Sustainability is a hot topic for packaging manufacturers and their customers, but other characteristics of packaging, like its protective and marketing qualities, take an equal or greater packaging design priority for many retailers and CPGs, according to speakers at last week’s E-PACK conference in Chicago.
When detailing a list of top 10 packaging design priorities for food and drink retailers, Lael Hamilton, packaging engineering manager at Kroger, said that e-commerce takes a lower priority — probably the seventh or eighth spot — while that ranking is slightly higher — around the fifth or sixth spot — for packaging engineers at CPGs.
For food retailers, marketing and consumer focus flip back and forth as the top two priorities, he said, and sustainability ranks sixth. He noted that sustainability hadn’t really registered prior to the pandemic, but emerging state regulations have prompted more of a sustainability focus. Cost also is a top concern: If that “e-commerce container costs more than what’s inside, then we’re missing something,” Hamilton said.
The pandemic pushed consumers away from brick-and-mortar retail and toward e-commerce and direct-to-consumer sellers, said Liza Antolick, account manager at CMC Packaging Automation. She and other speakers emphasized the importance of customer experience with e-commerce that can be lost when consumers don’t enter a retail store.
“Customer experience is everything,” Antolick said, noting the importance of paying attention to perception and considering changes accordingly. For example, “Is it easy opening? Our elderly are starting to do e-commerce ... What can we do about that?”
Speakers pointed to e-commerce packaging customization and personalization to better engage consumers. The importance of customization and considering the consumer experience is exemplified in the unboxing videos trend on social media, they said.
“Relationship building right now is so critical for these brands,” said John Felts, co-founder and CEO of Cruz Foam, which offers compostable foam packaging made from seafood protein and agricultural waste to replace plastic foam. “What people really want to see these days with products is that it’s not just about product; it's a holistic experience and packaging has now become part of the product.”
That holistic experience also involves designing direct-to-consumer packaging with sustainability in mind. But it’s not always an easy task, speakers said.
“We want to be as sustainable as possible,” said Jessie Schwartz, senior manager of design for life and innovation strategy at furniture company Lovesac. “We actually put all the instructions for assembly printed on the boxes ... We try to eliminate all of that extra waste.”
But getting consumers to pitch in with waste reduction, such as by recycling that packaging, is one of the biggest problems with e-commerce, she said. While the boxes that Lovesac uses for product shipping are recyclable, not all consumers will take the time to properly break them down and put them in a recycling bin, said Schwartz.
Plus, reverse logistics makes waste reduction and sustainability difficult for direct-to-consumer systems. People are not “going to keep a giant 37x42 inch box in their home until they actually decide” if they’re going to return an item within the 60-day window, Schwartz said. If people decide to return the item, “we have to send them new boxes for them to pack up to ship back to us,” she said.

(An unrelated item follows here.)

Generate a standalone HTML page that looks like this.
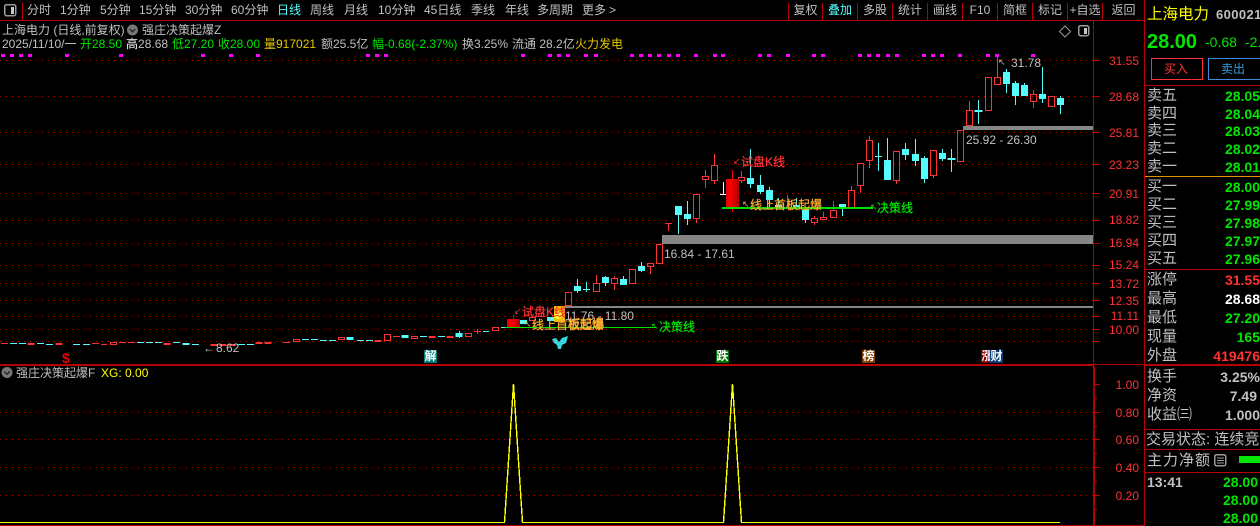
<!DOCTYPE html>
<html lang="zh"><head><meta charset="utf-8"><title>上海电力</title>
<style>
html,body{margin:0;padding:0;background:#000;width:1260px;height:526px;overflow:hidden}
body{position:relative;font-family:"Liberation Sans","WenQuanYi Zen Hei","Noto Sans CJK SC",sans-serif;font-size:12px;color:#c0c0c0}
span,div.t{position:absolute;white-space:nowrap;line-height:14px}
svg{position:absolute;left:0;top:0}
.tb{top:3px;font-size:12px}
.tc{top:3px;text-align:center}
.ax{left:1100px;width:39px;text-align:right;color:#ff3232;font-size:12px}
.lb{left:1147px;font-size:15px;line-height:18px}
.v{right:0;font-weight:bold;font-size:14px;line-height:16px;color:#00e600}
.ev{width:13px;height:13px;line-height:13px;color:#fff;text-align:center;font-size:12px;font-weight:bold;top:350px}
.g{color:#00e600}.y{color:#e6c800}.w{color:#fff}.c{color:#54fcfc}.r{color:#ff3232}.ye{color:#ffff00}.o{color:#ffb030}
.arr{font-size:9px;font-family:"DejaVu Sans",sans-serif}
.big{-webkit-text-stroke:.25px currentColor}
</style></head><body>
<svg width="1260" height="526" shape-rendering="crispEdges">
<defs><linearGradient id="rg" x1="0" x2="1" y1="0" y2="0"><stop offset="0" stop-color="#d80000"/><stop offset=".3" stop-color="#ff0000"/><stop offset="1" stop-color="#b00000"/></linearGradient></defs>
<!-- frame -->
<g stroke="#b40000" fill="none">
<path d="M0 20.5H1144M22.5 3V20M788.5 3V20M822.5 3V20M857.5 3V20M892.5 3V20M927.5 3V20M962.5 3V20M997.5 3V20M1032.5 3V20M1067.5 3V20M1102.5 3V20"/>
<path d="M0 364.5H1260M0 365.5H1093M1093.5 21V526M1094.5 366V526M0 525.5H1144M1144.5 0V526M1145 85.5H1260M1145 269.5H1260M1145 365.5H1260M1145 429.5H1260M1145 449.5H1260M1145 472.5H1260"/>
<path d="M1094 60.5h6M1094 96.5h6M1094 132.5h6M1094 164.5h6M1094 193.5h6M1094 220.5h6M1094 243.5h6M1094 265.5h6M1094 283.5h6M1094 300.5h6M1094 316.5h6M1094 329.5h6M1094 341.5h6M1094 384.5h6M1094 412.5h6M1094 439.5h6M1094 467.5h6M1094 495.5h6M1094 398.5h3M1094 426.5h3M1094 453.5h3M1094 481.5h3M1094 509.5h3"/>
</g>
<path d="M1145 176.5H1260" stroke="#e09000"/>
<!-- dotted grid -->
<g stroke="#c00000" stroke-dasharray="1 5" fill="none">
<path d="M0 60.5H1093M0 96.5H1093M0 132.5H1093M0 164.5H1093M0 193.5H1093M0 220.5H1093M0 243.5H1093M0 265.5H1093M0 283.5H1093M0 300.5H1093M0 316.5H1093M0 329.5H1093M0 341.5H1093M0 412.5H1093M0 439.5H1093M0 467.5H1093M0 495.5H1093"/>
</g>
<!-- magenta dots -->
<path fill="#ff00ff" d="M1 54h4v3h-4zM10 54h4v3h-4zM19 54h4v3h-4zM28 54h4v3h-4zM65 54h4v3h-4zM119 54h4v3h-4zM201 54h4v3h-4zM229 54h4v3h-4zM256 54h4v3h-4zM366 54h4v3h-4zM375 54h4v3h-4zM384 54h4v3h-4zM521 54h4v3h-4zM548 54h4v3h-4zM557 54h4v3h-4zM566 54h4v3h-4zM584 54h4v3h-4zM594 54h4v3h-4zM630 54h4v3h-4zM639 54h4v3h-4zM648 54h4v3h-4zM657 54h4v3h-4zM667 54h4v3h-4zM676 54h4v3h-4zM694 54h4v3h-4zM713 54h4v3h-4zM721 54h4v3h-4zM758 54h4v3h-4zM767 54h4v3h-4zM786 54h4v3h-4zM812 54h4v3h-4zM821 54h4v3h-4zM858 54h4v3h-4zM867 54h4v3h-4zM876 54h4v3h-4zM886 54h4v3h-4zM895 54h4v3h-4zM922 54h4v3h-4zM931 54h4v3h-4zM940 54h4v3h-4zM958 54h4v3h-4zM986 54h4v3h-4zM995 54h4v3h-4zM1031 54h4v3h-4z"/>
<!-- grey zones -->
<path fill="#868686" d="M963 126h130v4h-130zM662 235h431v9h-431zM565 306h528v2h-528z"/>
<!-- cyan candles -->
<path stroke="#54fcfc" fill="#54fcfc" d="M1057.5 98.5h6v6h-6zM1060.5 96V114M1039.5 94.5h6v4h-6zM1042.5 67V103M1021.5 85.5h6v10h-6zM1024.5 83V85M1012.5 83.5h6v12h-6zM1015.5 81V105M1003.5 72.5h6v11h-6zM1006.5 69V93M975 110.5h7v1h-7zM978.5 100V124M948 158.5h7v1h-7zM951.5 149V172M939.5 153.5h6v5h-6zM942.5 149V161M921.5 158.5h6v20h-6zM924.5 156V183M912.5 154.5h6v6h-6zM915.5 139V166M902.5 149.5h6v5h-6zM905.5 143V160M884.5 160.5h6v19h-6zM887.5 138V179M875 156.5h7M878.5 143V171M839.5 204.5h6v4h-6zM842.5 208V216M802.5 210.5h6v9h-6zM805.5 219V223M793.5 205.5h6v3h-6zM796.5 198V205M775.5 205.5h6v3h-6zM778.5 198V205M766.5 190.5h6v9h-6zM769.5 187V208M757.5 185.5h6v6h-6zM760.5 175V194M747.5 178.5h6v5h-6zM750.5 149V188M684.5 214.5h6v4h-6zM687.5 201V225M675.5 206.5h6v8h-6zM678.5 206V234M638.5 266.5h6v4h-6zM641.5 262V272M620.5 279.5h6v5h-6zM623.5 276V285M602.5 277.5h6v5h-6zM605.5 276V286M583 289.5h7M586.5 282V292M574.5 286.5h6v4h-6zM577.5 279V293M547.5 317.5h6v3h-6zM520.5 320.5h6v3h-6zM501 327.5h7M483 331.5h6M456 333.5h6v3h-6zM459.5 331V338M438 336.5h7M420 336.5h7M402 335.5h6v2h-6zM366 340.5h7M357 340.5h7M347 337.5h6v2h-6zM329 340.5h7M320 340.5h7M311 339.5h7M302 339.5h7M247 344.5h7M238 344.5h7M192 344.5h7M183 343.5h6v1h-6zM173 342.5h7M155 342.5h7M146 342.5h7M137 342.5h7M83 344.5h7M73 344.5h7M46 344.5h7M37 343.5h7M19 343.5h7M10 343.5h7"/>
<!-- red candles -->
<path stroke="#ff3232" fill="none" d="M1048.5 96.5h6v10h-6zM1030.5 94.5h6v7h-6zM1033.5 90V94M1033.5 102V108M994.5 77.5h6v7h-6zM997.5 57V77M985.5 77.5h6v33h-6zM966.5 110.5h6v15h-6zM969.5 101V110M957.5 130.5h6v31h-6zM930.5 150.5h6v25h-6zM933.5 176V178M893.5 151.5h6v29h-6zM896.5 181V184M866.5 140.5h6v20h-6zM869.5 136V140M869.5 161V168M857.5 163.5h6v22h-6zM860.5 186V193M848.5 190.5h6v18h-6zM851.5 186V190M830.5 210.5h6v7h-6zM833.5 201V210M820.5 217.5h6v2h-6zM823.5 212V217M811.5 218.5h6v4h-6zM814.5 216V218M814.5 223V225M787.5 195V208M738.5 177.5h6v3h-6zM741.5 171V177M741.5 181V183M711.5 165.5h6v15h-6zM714.5 154V165M714.5 181V184M702.5 176.5h6v3h-6zM705.5 170V176M705.5 180V188M693.5 194.5h6v24h-6zM696.5 219V223M665 223.5h7M668.5 224V231M656.5 244.5h6v19h-6zM647.5 263.5h6v3h-6zM650.5 267V274M629.5 269.5h6v14h-6zM611.5 278.5h6v5h-6zM614.5 276V278M614.5 284V290M593.5 283.5h6v8h-6zM596.5 275V283M565.5 292.5h6v13h-6zM529.5 317.5h6v3h-6zM492.5 327.5h6v3h-6zM474 331.5h7M477.5 329V334M465.5 333.5h6v3h-6zM447 336.5h6v1h-6zM429 336.5h6v1h-6zM411.5 336.5h6v2h-6zM393 336.5h7M384.5 334.5h6v6h-6zM375 340.5h6v1h-6zM338.5 337.5h6v2h-6zM293.5 339.5h6v2h-6zM283 342.5h7M265 342.5h6v1h-6zM256 342.5h6v1h-6zM229 344.5h6v1h-6zM220 344.5h6v1h-6zM211 344.5h6v1h-6zM164 343.5h6v1h-6zM128 342.5h7M119 342.5h7M110.5 342.5h6v2h-6zM101 344.5h6M92 343.5h7M56 343.5h6v1h-6zM28 343.5h6v1h-6zM1 343.5h7"/>
<!-- solid red -->
<rect x="726" y="179" width="13" height="29" fill="url(#rg)"/>
<rect x="507" y="319" width="13" height="8" fill="url(#rg)"/>
<path stroke="#ff0000" d="M732.5 170V179M732.5 208V212M513.5 315V319"/>
<path stroke="#fff" d="M723.5 182V195M720 194.5h6"/>
<!-- green lines -->
<path stroke="#00e000" d="M722 207.5H873M722 208.5H873M505 327.5H656"/>
<!-- yellow blob -->
<path fill="#f0c000" d="M554 306h11v16h-11z"/><circle cx="558" cy="315" r="4" fill="#ffff30"/>
<!-- butterfly -->
<path fill="#35d8e0" shape-rendering="auto" d="M552 339L556 338L559 342L562 338L568 336L566 343L562 345L561 349L558 349L557 345L554 343Z"/>
<!-- lower lines -->
<path stroke="#ffff00" fill="none" stroke-width="1.4" d="M0 522.5H504.5L513.5 384L522.5 522.5H723.5L732.5 384L741.5 522.5H1060"/>
<!-- icons -->
<g fill="none" stroke="#9a9a9a" stroke-width="1.5">
<rect x="4.7" y="4.7" width="11" height="11" rx="2"/>
<rect x="1078.7" y="25.7" width="10" height="10" rx="2"/>
<path d="M1065 26l5.5 5.5-5.5 5.5-5.5-5.5z" shape-rendering="auto" stroke-width="1"/>
<rect x="1214.7" y="454.7" width="11" height="11" rx="2"/>
<path d="M1217 458h7M1217 460.500h7M1217 463h7" stroke-width="1"/>
</g>
<path fill="#c8c8c8" d="M11 7h3v7h-3zM1084 28h3v6h-3z"/>
<circle cx="132.500" cy="30" r="5.500" fill="#777" shape-rendering="auto"/><path d="M129.800 29l2.700 2.800 2.700-2.800" stroke="#222" stroke-width="1.300" fill="none" shape-rendering="auto"/>
<circle cx="7" cy="372.500" r="5.500" fill="#777" shape-rendering="auto"/><path d="M4.300 371.500l2.700 2.800 2.700-2.800" stroke="#222" stroke-width="1.300" fill="none" shape-rendering="auto"/>
<!-- buttons & bar -->
<rect x="1151.500" y="58.500" width="51" height="21" fill="none" stroke="#ff3232"/>
<rect x="1208.500" y="58.500" width="52" height="21" fill="none" stroke="#3c8cdc"/>
<rect x="1239" y="456" width="21" height="7" fill="#00e600"/>
</svg>

<span class="tb" style="left:27px">分时</span><span class="tb" style="left:60px">1分钟</span><span class="tb" style="left:100px">5分钟</span><span class="tb" style="left:139px">15分钟</span><span class="tb" style="left:185px">30分钟</span><span class="tb" style="left:231px">60分钟</span><span class="tb c" style="left:277px">日线</span><span class="tb" style="left:310px">周线</span><span class="tb" style="left:344px">月线</span><span class="tb" style="left:378px">10分钟</span><span class="tb" style="left:424px">45日线</span><span class="tb" style="left:471px">季线</span><span class="tb" style="left:505px">年线</span><span class="tb" style="left:537px">多周期</span><span class="tb" style="left:582px">更多</span><span class="tb" style="left:609px">&gt;</span>
<span class="tc" style="left:789px;width:33px">复权</span><span class="tc c" style="left:823px;width:34px">叠加</span><span class="tc" style="left:858px;width:34px">多股</span><span class="tc" style="left:893px;width:34px">统计</span><span class="tc" style="left:928px;width:34px">画线</span><span class="tc" style="left:963px;width:34px">F10</span><span class="tc" style="left:998px;width:34px">简框</span><span class="tc" style="left:1033px;width:34px">标记</span><span class="tc" style="left:1068px;width:34px">+自选</span><span class="tc" style="left:1103px;width:41px">返回</span>

<span style="left:2px;top:23px">上海电力 (日线,前复权)</span><span style="left:142px;top:23px">强庄决策起爆Z</span>
<span style="left:2px;top:37px">2025/11/10/一</span><span class="g" style="left:80px;top:37px">开28.50</span><span class="w" style="left:126px;top:37px">高<span style="position:static;color:#c0c0c0">28.68</span></span><span class="g" style="left:172px;top:37px">低27.20</span><span class="g" style="left:218px;top:37px">收28.00</span><span class="y" style="left:264px;top:37px">量917021</span><span style="left:321px;top:37px">额25.5亿</span><span class="g" style="left:372px;top:37px">幅-0.68(-2.37%)</span><span style="left:462px;top:37px">换3.25%</span><span style="left:512px;top:37px">流通 28.2亿</span><span class="y" style="left:575px;top:37px">火力发电</span>

<span class="ax" style="top:54px">31.55</span><span class="ax" style="top:90px">28.68</span><span class="ax" style="top:126px">25.81</span><span class="ax" style="top:158px">23.23</span><span class="ax" style="top:187px">20.91</span><span class="ax" style="top:213px">18.82</span><span class="ax" style="top:236px">16.94</span><span class="ax" style="top:258px">15.24</span><span class="ax" style="top:277px">13.72</span><span class="ax" style="top:294px">12.35</span><span class="ax" style="top:309px">11.11</span><span class="ax" style="top:323px">10.00</span>
<span class="ax" style="top:378px">1.00</span><span class="ax" style="top:406px">0.80</span><span class="ax" style="top:433px">0.60</span><span class="ax" style="top:461px">0.40</span><span class="ax" style="top:489px">0.20</span>

<span class="arr" style="left:998px;top:56px">↖</span><span style="left:1011px;top:56px">31.78</span>
<span style="left:966px;top:133px">25.92 - 26.30</span>
<span style="left:664px;top:247px">16.84 - 17.61</span>
<span style="left:565px;top:309px">11.76 - 11.80</span>
<span style="left:203px;top:341px">←</span><span style="left:216px;top:341px">8.62</span>
<span class="arr r" style="left:733px;top:155px">↙</span><span class="r big" style="left:741px;top:155px">试盘K线</span>
<span class="arr o" style="left:742px;top:198px">↖</span><span class="o big" style="left:750px;top:198px">线上首板起爆</span>
<span class="arr g" style="left:870px;top:201px">↖</span><span class="g big" style="left:877px;top:201px">决策线</span>
<span class="arr r" style="left:514px;top:305px">↙</span><span class="r big" style="left:522px;top:305px">试盘K线</span>
<span class="arr o" style="left:524px;top:318px">↖</span><span class="o big" style="left:532px;top:318px">线上首板起爆</span>
<span class="o big" style="left:568px;top:317px">板起爆</span>
<span class="arr g" style="left:651px;top:320px">↖</span><span class="g big" style="left:659px;top:320px">决策线</span>

<span style="left:62px;top:351px;font-weight:bold;font-size:14px;color:#f00000">$</span>
<span class="ev" style="left:424px;background:#007878">解</span>
<span class="ev" style="left:716px;background:#006e00">跌</span>
<span class="ev" style="left:862px;background:#804000">榜</span>
<span class="ev" style="left:981px;background:#800000">涨</span>
<span class="ev" style="left:990px;background:#0a3c78">财</span>

<span style="left:16px;top:366px">强庄决策起爆F</span><span class="ye" style="left:101px;top:366px">XG: 0.00</span>

<span class="ye" style="left:1147px;top:6px;font-size:15.500px;line-height:18px">上海电力</span>
<span style="left:1216px;top:8px;font-size:13px;font-weight:bold;letter-spacing:.4px">600021</span>
<span class="g" style="left:1147px;top:30px;font-size:20px;font-weight:bold;line-height:24px">28.00</span>
<span class="g" style="left:1205px;top:35px;font-size:14px">-0.68</span><span class="g" style="left:1245px;top:35px;font-size:14px">-2.37%</span>
<span class="r" style="left:1164px;top:62px">买入</span><span style="left:1221px;top:62px;color:#3c9ce0">卖出</span>

<span class="lb" style="top:87px">卖五</span><span class="lb" style="top:105px">卖四</span><span class="lb" style="top:122px">卖三</span><span class="lb" style="top:140px">卖二</span><span class="lb" style="top:158px">卖一</span>
<span class="lb" style="top:178px">买一</span><span class="lb" style="top:196px">买二</span><span class="lb" style="top:214px">买三</span><span class="lb" style="top:232px">买四</span><span class="lb" style="top:250px">买五</span>
<span class="lb" style="top:271px">涨停</span><span class="lb" style="top:290px">最高</span><span class="lb" style="top:309px">最低</span><span class="lb" style="top:328px">现量</span><span class="lb" style="top:347px">外盘</span>
<span class="lb" style="top:368px">换手</span><span class="lb" style="top:387px">净资</span><span class="lb" style="top:406px">收益㈢</span>
<span class="lb" style="left:1146px;top:431px">交易状态: 连续竞价</span>
<span class="lb" style="top:452px;letter-spacing:1px">主力净额</span>

<span class="v" style="top:88px">28.05</span><span class="v" style="top:106px">28.04</span><span class="v" style="top:123px">28.03</span><span class="v" style="top:141px">28.02</span><span class="v" style="top:159px">28.01</span>
<span class="v" style="top:179px">28.00</span><span class="v" style="top:197px">27.99</span><span class="v" style="top:215px">27.98</span><span class="v" style="top:233px">27.97</span><span class="v" style="top:251px">27.96</span>
<span class="v r" style="top:272px">31.55</span><span class="v w" style="top:291px">28.68</span><span class="v" style="top:310px">27.20</span><span class="v" style="top:329px">165</span><span class="v r" style="top:348px">419476</span>
<span class="v" style="top:369px;color:#c0c0c0">3.25%</span><span class="v" style="top:388px;right:3px;color:#c0c0c0">7.49</span><span class="v" style="top:407px;color:#c0c0c0">1.000</span>
<span style="left:1147px;top:474px;font-weight:bold;font-size:14px;line-height:16px;color:#c0c0c0">13:41</span>
<span class="v" style="top:474px;right:2px">28.00</span><span class="v" style="top:492px;right:2px">28.00</span><span class="v" style="top:510px;right:2px">28.00</span>
</body></html>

Automation can help brands and retailers reach their goals for sustainability, cost and customer experience, Antolick said, adding that this doesn’t have to compete with other goals like personalization.
“We have the ability to customize every single box that goes through,” Antolick said. Using automation “should be like a ladder. The ladder gives you the ability to go up and over in space. It doesn’t tell you how high to climb or where to go. It lets you do something that you wouldn’t be able to do without it.”